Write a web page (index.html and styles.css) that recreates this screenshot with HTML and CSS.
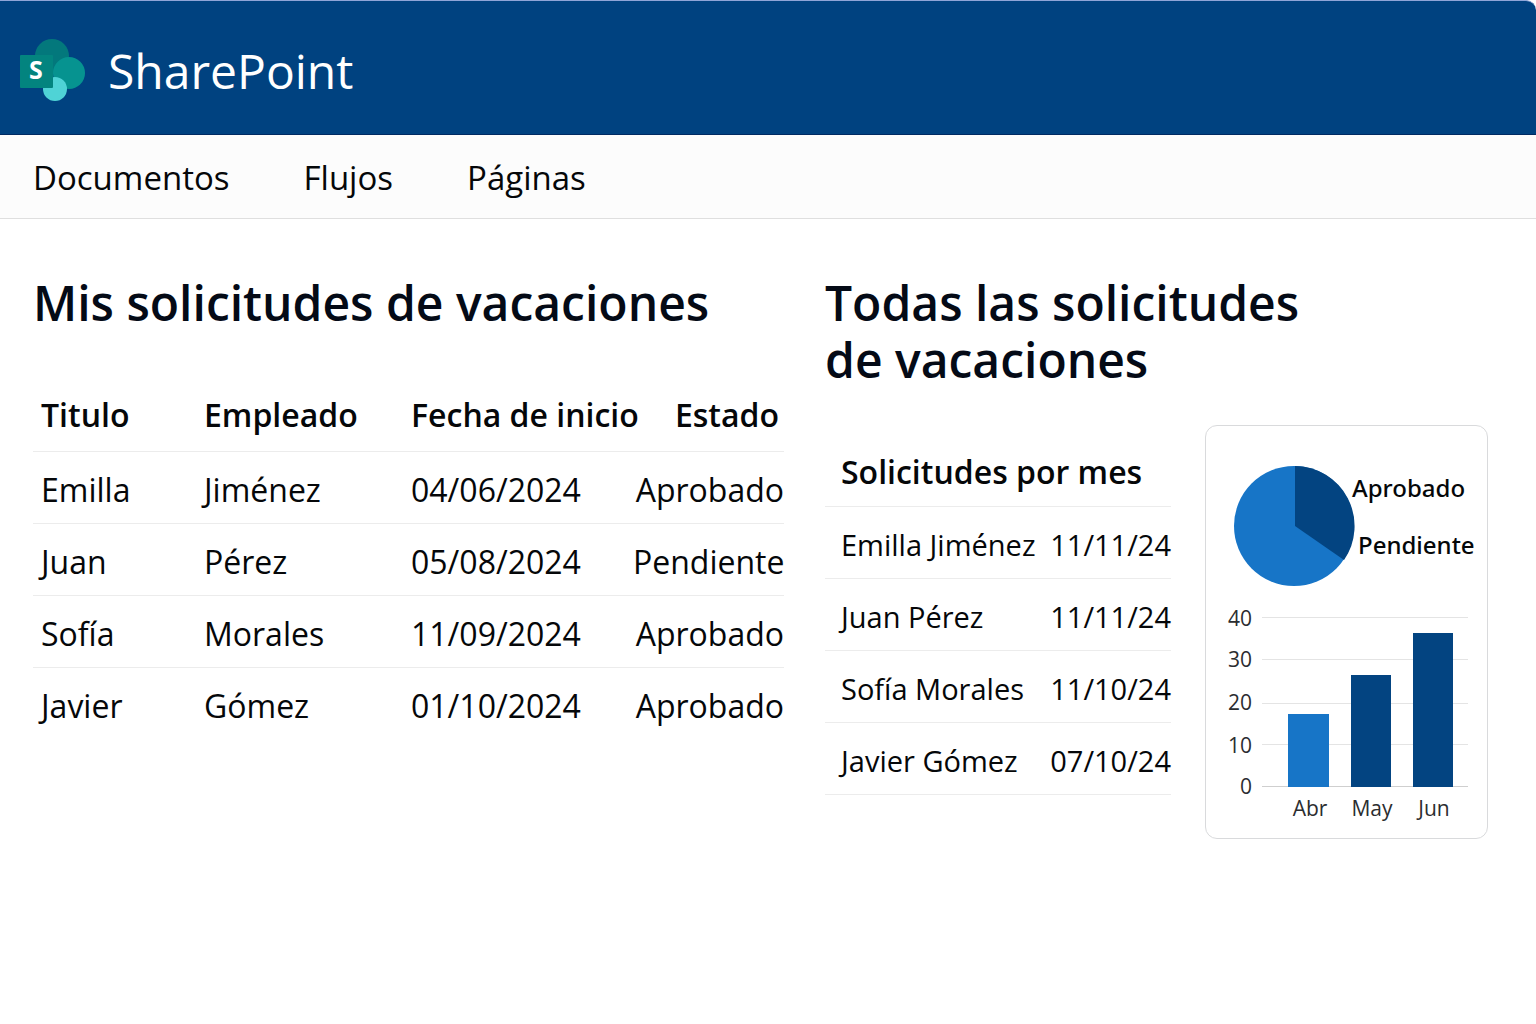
FILE: index.html
```html
<!DOCTYPE html>
<html lang="es">
<head>
    <meta charset="UTF-8">
    <meta name="viewport" content="width=device-width, initial-scale=1.0">
    <title>SharePoint - Solicitudes de vacaciones</title>
    <link rel="stylesheet" href="styles.css">
</head>
<body>
    <header class="top-bar">
        <svg class="logo" viewBox="0 0 66 64" aria-hidden="true">
            <circle cx="32" cy="17" r="17" fill="#03787c"/>
            <circle cx="49" cy="34" r="16" fill="#069390"/>
            <circle cx="35" cy="50" r="12" fill="#4fd3d6"/>
            <rect x="0" y="16" width="33" height="33" rx="1" fill="#03847f"/>
            <text class="logo-letter" x="16" y="40" text-anchor="middle">S</text>
        </svg>
        <span class="brand">SharePoint</span>
    </header>

    <nav class="nav">
        <a href="#">Documentos</a>
        <a href="#">Flujos</a>
        <a href="#">Páginas</a>
    </nav>

    <main class="content">
        <section class="mine">
            <h1>Mis solicitudes de vacaciones</h1>
            <table class="requests">
                <colgroup>
                    <col class="col-title">
                    <col class="col-employee">
                    <col class="col-date">
                    <col>
                </colgroup>
                <thead>
                    <tr><th>Titulo</th><th>Empleado</th><th>Fecha de inicio</th><th>Estado</th></tr>
                </thead>
                <tbody>
                    <tr><td>Emilla</td><td>Jiménez</td><td>04/06/2024</td><td>Aprobado</td></tr>
                    <tr><td>Juan</td><td>Pérez</td><td>05/08/2024</td><td>Pendiente</td></tr>
                    <tr><td>Sofía</td><td>Morales</td><td>11/09/2024</td><td>Aprobado</td></tr>
                    <tr><td>Javier</td><td>Gómez</td><td>01/10/2024</td><td>Aprobado</td></tr>
                </tbody>
            </table>
        </section>

        <section class="all">
            <h1>Todas las solicitudes<br>de vacaciones</h1>
            <div class="summary">
                <table class="monthly">
                    <colgroup>
                        <col>
                        <col class="col-day">
                    </colgroup>
                    <thead>
                        <tr><th colspan="2">Solicitudes por mes</th></tr>
                    </thead>
                    <tbody>
                        <tr><td>Emilla Jiménez</td><td>11/11/24</td></tr>
                        <tr><td>Juan Pérez</td><td>11/11/24</td></tr>
                        <tr><td>Sofía Morales</td><td>11/10/24</td></tr>
                        <tr><td>Javier Gómez</td><td>07/10/24</td></tr>
                    </tbody>
                </table>

                <div class="card">
                    <svg class="charts" viewBox="0 0 281 412" role="img" aria-label="Solicitudes por estado y por mes">
                        <!-- estado -->
                        <circle cx="88" cy="100" r="60" fill="#1775c7"/>
                        <path d="M89 100V40A60 60 0 0 1 138 134Z" fill="#034481"/>
                        <g class="legend">
                            <text x="146" y="71">Aprobado</text>
                            <text x="152" y="128">Pendiente</text>
                        </g>
                        <!-- meses -->
                        <g class="grid">
                            <rect x="56" y="191" width="206" height="1"/>
                            <rect x="56" y="233" width="206" height="1"/>
                            <rect x="56" y="277" width="206" height="1"/>
                            <rect x="56" y="318" width="206" height="1"/>
                            <rect class="axis" x="56" y="360" width="206" height="1"/>
                        </g>
                        <g class="ticks" text-anchor="end">
                            <text x="46" y="200">40</text>
                            <text x="46" y="241">30</text>
                            <text x="46" y="284">20</text>
                            <text x="46" y="327">10</text>
                            <text x="46" y="368">0</text>
                        </g>
                        <rect x="82" y="288" width="41" height="73" fill="#1775c7"/>
                        <rect x="145" y="249" width="40" height="112" fill="#034481"/>
                        <rect x="207" y="207" width="40" height="154" fill="#034481"/>
                        <g class="ticks" text-anchor="middle">
                            <text x="104" y="390">Abr</text>
                            <text x="166" y="390">May</text>
                            <text x="228" y="390">Jun</text>
                        </g>
                    </svg>
                </div>
            </div>
        </section>
    </main>
</body>
</html>
```
FILE: styles.css
```css
* {
    box-sizing: border-box;
}
body {
    margin: 0;
    background-color: #fff;
    color: #050709;
    font-family: 'Segoe UI', 'Open Sans', 'Noto Sans', sans-serif;
}
.top-bar {
    display: flex;
    align-items: center;
    gap: 22px;
    height: 135px;
    padding: 6px 20px 0;
    background-color: #004280;
    border-top: 1px solid #8fa5d8;
    border-bottom: 1px solid #002a62;
    border-top-right-radius: 10px;
    color: #fff;
}
.logo {
    width: 66px;
    height: 64px;
}
.logo-letter {
    fill: #fff;
    font-size: 25px;
    font-weight: 700;
}
.brand {
    font-size: 48px;
    line-height: 64px;
}
.nav {
    display: flex;
    gap: 74px;
    padding: 20px 33px 18px;
    background-color: #fcfcfc;
    border-bottom: 1px solid #dfdfdf;
    font-size: 33px;
    line-height: 45px;
}
.nav a {
    color: #050709;
    text-decoration: none;
}
.content {
    display: flex;
    gap: 41px;
    padding: 55px 48px 0 33px;
}
.mine {
    flex: 751;
}
.all {
    flex: 663;
}
h1 {
    margin: 0;
    color: #040a16;
    font-size: 48px;
    font-weight: 600;
    line-height: 57px;
    white-space: nowrap;
}
table {
    width: 100%;
    border-collapse: collapse;
    table-layout: fixed;
    white-space: nowrap;
}
th,
td {
    padding: 0;
    border-bottom: 1px solid #ececec;
    font-weight: 400;
    text-align: left;
}
th {
    font-size: 32px;
    font-weight: 600;
}
.requests {
    margin-top: 48px;
    font-size: 32px;
}
.requests th,
.requests td {
    height: 72px;
    padding-left: 8px;
}
.requests td {
    padding-top: 4px;
}
.requests tr > :last-child {
    padding-left: 0;
    text-align: right;
}
.requests tbody tr:last-child td {
    border-bottom: 0;
}
.requests th:last-child {
    padding-right: 5px;
}
.col-title {
    width: 163px;
}
.col-employee {
    width: 207px;
}
.col-date {
    width: 230px;
}
.summary {
    display: flex;
    gap: 34px;
    margin-top: 37px;
}
.monthly {
    flex: 1;
    align-self: flex-start;
    margin-top: 9px;
    font-size: 29px;
}
.monthly th,
.monthly td {
    height: 72px;
    padding: 4px 0 0 16px;
}
.monthly td:last-child {
    padding-left: 0;
    text-align: right;
}
.col-day {
    width: 124px;
}
.card {
    flex: 0 0 283px;
    border: 1px solid #d9dadc;
    border-radius: 12px;
}
.charts {
    display: block;
    width: 100%;
}
.legend {
    fill: #050709;
    font-family: 'Segoe UI', 'Noto Sans', sans-serif;
    font-size: 24px;
    font-weight: 500;
}
.ticks {
    fill: #2b2d30;
    font-size: 21px;
}
.grid {
    fill: #e4e4e4;
}
.axis {
    fill: #cfcfcf;
}
```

#####

#### Your task
List every line above containing the word "styles".

#### Correct response
Write a web page (index.html and styles.css) that recreates this screenshot with HTML and CSS.
    <link rel="stylesheet" href="styles.css">
FILE: styles.css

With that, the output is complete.